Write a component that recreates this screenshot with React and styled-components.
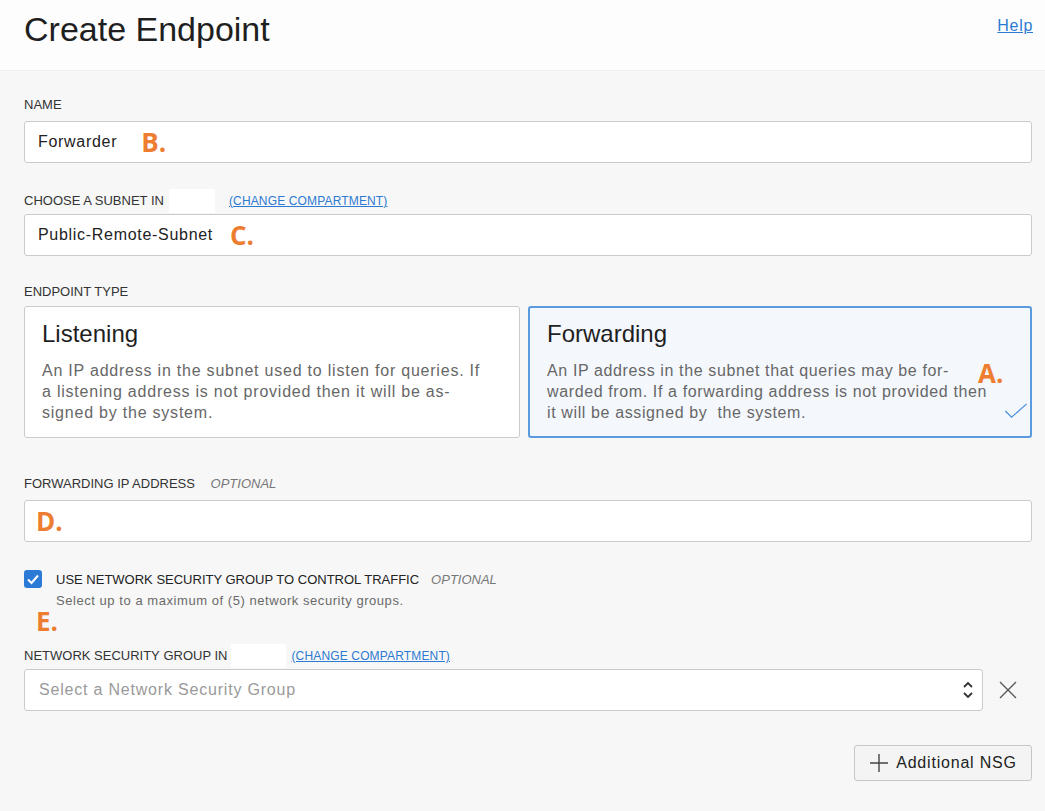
import React from "react";
import styled, { createGlobalStyle } from "styled-components";

const GlobalStyle = createGlobalStyle`
  html, body {
    margin: 0;
    padding: 0;
    background: #f7f7f7;
    font-family: "Liberation Sans", Arial, sans-serif;
    color: #222;
  }
`;

export default function App() {
  return (
    <Page>
      <GlobalStyle />
      <Header>
        <Title>Create Endpoint</Title>
        <HelpLink href="#">Help</HelpLink>
      </Header>
      <Body>
        <Field $top={27}>
          <Label>NAME</Label>
          <Input>
            Forwarder
            <Mark $left={24}>B.</Mark>
          </Input>
        </Field>

        <Field $top={26}>
          <Label $tall>
            CHOOSE A SUBNET IN
            <Redacted $w={46} $ml={5} />
            <SmallLink href="#" $ml={14}>(CHANGE COMPARTMENT)</SmallLink>
          </Label>
          <Input>
            Public-Remote-Subnet
            <Mark $left={17}>C.</Mark>
          </Input>
        </Field>

        <Field $top={29}>
          <Label $mb={7}>ENDPOINT TYPE</Label>
          <Cards>
            <Card>
              <CardTitle>Listening</CardTitle>
              <CardText>
                An IP address in the subnet used to listen for queries. If
                <br />a listening address is not provided then it will be as-
                <br />signed by the system.
              </CardText>
            </Card>
            <Card $selected>
              <CardTitle>Forwarding</CardTitle>
              <CardText $tight>
                An IP address in the subnet that queries may be for-
                <br />warded from. If a forwarding address is not provided then
                <br />it will be assigned by&nbsp; the system.
              </CardText>
              <CardMark>A.</CardMark>
              <Tick viewBox="0 0 26 18">
                <polyline points="1,9 8,16 25,1" />
              </Tick>
            </Card>
          </Cards>
        </Field>

        <Field $top={39}>
          <Label>
            FORWARDING IP ADDRESS <Optional>OPTIONAL</Optional>
          </Label>
          <Input>
            <Mark $left={-2}>D.</Mark>
          </Input>
        </Field>

        <CheckRow>
          <CheckBox>
            <svg viewBox="0 0 18 18" width="18" height="18">
              <polyline
                points="4,9.5 7.5,13 14,5.5"
                fill="none"
                stroke="#fff"
                strokeWidth="2"
              />
            </svg>
          </CheckBox>
          <CheckText>
            <CheckTitle>
              USE NETWORK SECURITY GROUP TO CONTROL TRAFFIC
              <Optional>OPTIONAL</Optional>
            </CheckTitle>
            <Hint>Select up to a maximum of (5) network security groups.</Hint>
          </CheckText>
        </CheckRow>
        <LooseMark>E.</LooseMark>

        <Field $top={0}>
          <Label $tall>
            NETWORK SECURITY&nbsp;GROUP IN
            <Redacted $w={55} $ml={4} />
            <SmallLink href="#" $ml={5}>(CHANGE COMPARTMENT)</SmallLink>
          </Label>
          <SelectRow>
            <Select>
              <Placeholder>Select a Network Security Group</Placeholder>
              <svg width="12" height="20" viewBox="0 0 12 20">
                <polyline points="2,7 6,3 10,7" fill="none" stroke="#333" strokeWidth="1.8" />
                <polyline points="2,13 6,17 10,13" fill="none" stroke="#333" strokeWidth="1.8" />
              </svg>
            </Select>
            <RemoveBtn>
              <svg width="18" height="18" viewBox="0 0 18 18">
                <path d="M1 1 L17 17 M17 1 L1 17" stroke="#555" strokeWidth="1.3" />
              </svg>
            </RemoveBtn>
          </SelectRow>
        </Field>

        <Actions>
          <AddButton>
            <svg width="20" height="20" viewBox="0 0 20 20">
              <path d="M10 1 V19 M1 10 H19" stroke="#444" strokeWidth="1.4" />
            </svg>
            Additional NSG
          </AddButton>
        </Actions>
      </Body>
    </Page>
  );
}

const Page = styled.div`
  width: 1045px;
  min-height: 811px;
  background: #f7f7f7;
`;

const Header = styled.div`
  height: 71px;
  box-sizing: border-box;
  background: #fdfdfd;
  border-bottom: 1px solid #efefef;
  display: flex;
  justify-content: space-between;
  align-items: flex-start;
  padding: 0 12px 0 24px;
`;

const Title = styled.h1`
  margin: 9px 0 0;
  font-size: 34px;
  font-weight: 400;
  line-height: 40px;
  color: #1f1f1f;
`;

const HelpLink = styled.a`
  margin-top: 17px;
  font-size: 16px;
  letter-spacing: 0.7px;
  color: #2c7ad2;
  text-decoration: underline;
`;

const Body = styled.div`
  padding: 0 13px 0 24px;
`;

const Field = styled.div`
  margin-top: ${(p) => p.$top}px;
`;

const Label = styled.div`
  display: flex;
  align-items: center;
  height: ${(p) => (p.$tall ? 24 : 14)}px;
  margin-bottom: ${(p) => (p.$mb ?? (p.$tall ? 1 : 9))}px;
  font-size: 13px;
  line-height: 14px;
  color: #333;
  white-space: pre;
`;

const Optional = styled.span`
  margin-left: 12px;
  font-style: italic;
  color: #777;
`;

const Redacted = styled.span`
  display: inline-block;
  width: ${(p) => p.$w}px;
  height: 24px;
  margin-left: ${(p) => p.$ml}px;
  background: #fff;
`;

const SmallLink = styled.a`
  margin-left: ${(p) => p.$ml}px;
  font-size: 12px;
  letter-spacing: 0.15px;
  color: #2c7ad2;
  text-decoration: underline;
`;

const Input = styled.div`
  height: 42px;
  box-sizing: border-box;
  background: #fff;
  border: 1px solid #c9cbcd;
  border-radius: 3px;
  display: flex;
  align-items: center;
  padding: 0 13px;
  font-size: 16px;
  letter-spacing: 0.7px;
  color: #222;
`;

const Mark = styled.span`
  margin-left: ${(p) => p.$left}px;
  font-family: "Open Sans", sans-serif;
  font-weight: 700;
  font-size: 26px;
  line-height: 30px;
  letter-spacing: 0;
  color: #ed7d31;
`;

const Cards = styled.div`
  display: grid;
  grid-template-columns: 496px 1fr;
  gap: 8px;
`;

const Card = styled.div`
  position: relative;
  height: 132px;
  box-sizing: border-box;
  padding: 13px 17px 0;
  border-radius: 3px;
  background: ${(p) => (p.$selected ? "#f4f8fd" : "#fff")};
  border: ${(p) => (p.$selected ? "2px solid #5a9be0" : "1px solid #c9cbcd")};
  ${(p) => p.$selected && "padding: 12px 16px 0 17px;"}
`;

const CardTitle = styled.div`
  font-size: 24px;
  line-height: 28px;
  color: #1f1f1f;
`;

const CardText = styled.div`
  margin-top: 12px;
  font-size: 16px;
  line-height: 21px;
  letter-spacing: ${(p) => (p.$tight ? 0.62 : 0.78)}px;
  color: #676767;
  white-space: nowrap;
`;

const CardMark = styled.span`
  position: absolute;
  left: 448px;
  top: 50px;
  font-family: "Open Sans", sans-serif;
  font-weight: 700;
  font-size: 26px;
  line-height: 30px;
  color: #ed7d31;
`;

const Tick = styled.svg`
  position: absolute;
  right: 2px;
  bottom: 17px;
  width: 24px;
  height: 16px;
  fill: none;
  stroke: #4a90d9;
  stroke-width: 1.4;
`;

const CheckRow = styled.div`
  margin-top: 28px;
  display: flex;
  align-items: flex-start;
  gap: 14px;
`;

const CheckBox = styled.div`
  width: 18px;
  height: 18px;
  border-radius: 3px;
  background: #2b7bd6;
  display: flex;
`;

const CheckText = styled.div`
  display: flex;
  flex-direction: column;
  padding-top: 2px;
`;

const CheckTitle = styled.div`
  font-size: 13px;
  line-height: 16px;
  color: #222;
`;

const Hint = styled.div`
  margin-top: 5px;
  font-size: 13px;
  line-height: 16px;
  letter-spacing: 0.55px;
  color: #6a6a6a;
`;

const LooseMark = styled.div`
  margin-left: 12px;
  margin-top: -3px;
  height: 38px;
  font-family: "Open Sans", sans-serif;
  font-weight: 700;
  font-size: 26px;
  line-height: 30px;
  color: #ed7d31;
`;

const SelectRow = styled.div`
  display: flex;
  align-items: center;
  gap: 16px;
`;

const Select = styled.div`
  flex: 1;
  height: 42px;
  box-sizing: border-box;
  background: #fff;
  border: 1px solid #c9cbcd;
  border-radius: 3px;
  display: flex;
  align-items: center;
  justify-content: space-between;
  padding: 0 8px 0 14px;
`;

const Placeholder = styled.span`
  font-size: 16px;
  letter-spacing: 0.8px;
  color: #9a9a9a;
`;

const RemoveBtn = styled.div`
  width: 18px;
  height: 18px;
  margin-right: 15px;
  display: flex;
`;

const Actions = styled.div`
  margin-top: 34px;
  display: flex;
  justify-content: flex-end;
`;

const AddButton = styled.button`
  width: 178px;
  height: 36px;
  box-sizing: border-box;
  display: flex;
  align-items: center;
  justify-content: center;
  gap: 7px;
  background: #f4f4f4;
  border: 1px solid #c4c6c8;
  border-radius: 3px;
  font-family: "Liberation Sans", Arial, sans-serif;
  font-size: 16px;
  letter-spacing: 0.8px;
  color: #222;
`;
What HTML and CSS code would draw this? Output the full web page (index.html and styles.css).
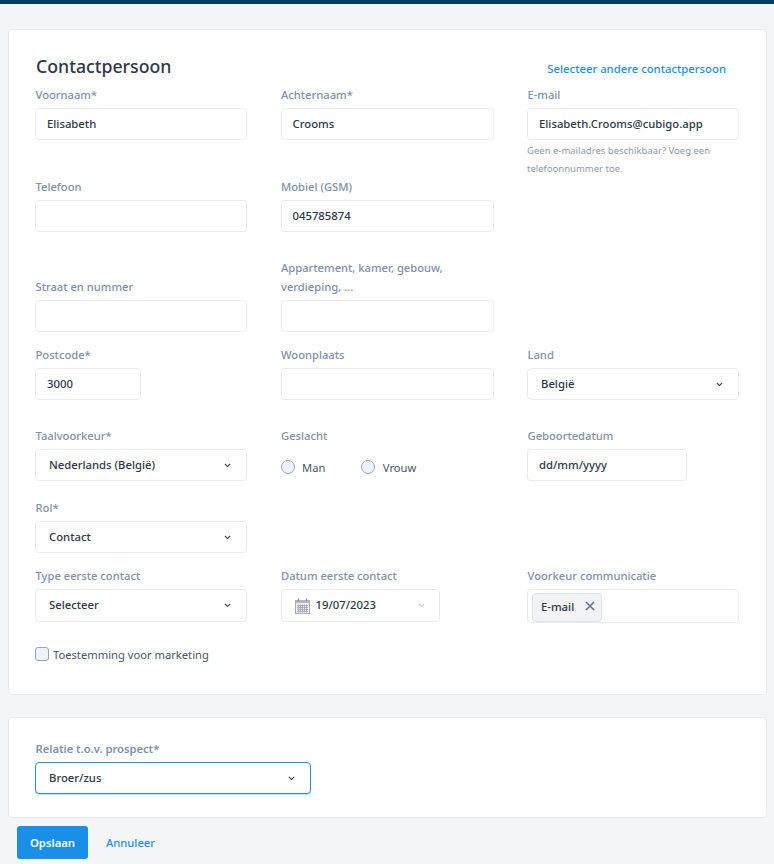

▶ EXERCISE BRIEF
Find each line with the string "that" and copy it out.

▶ RESULT OF THIS TASK
Write a component that recreates this screenshot with React and styled-components.
                An IP address in the subnet that queries may be for-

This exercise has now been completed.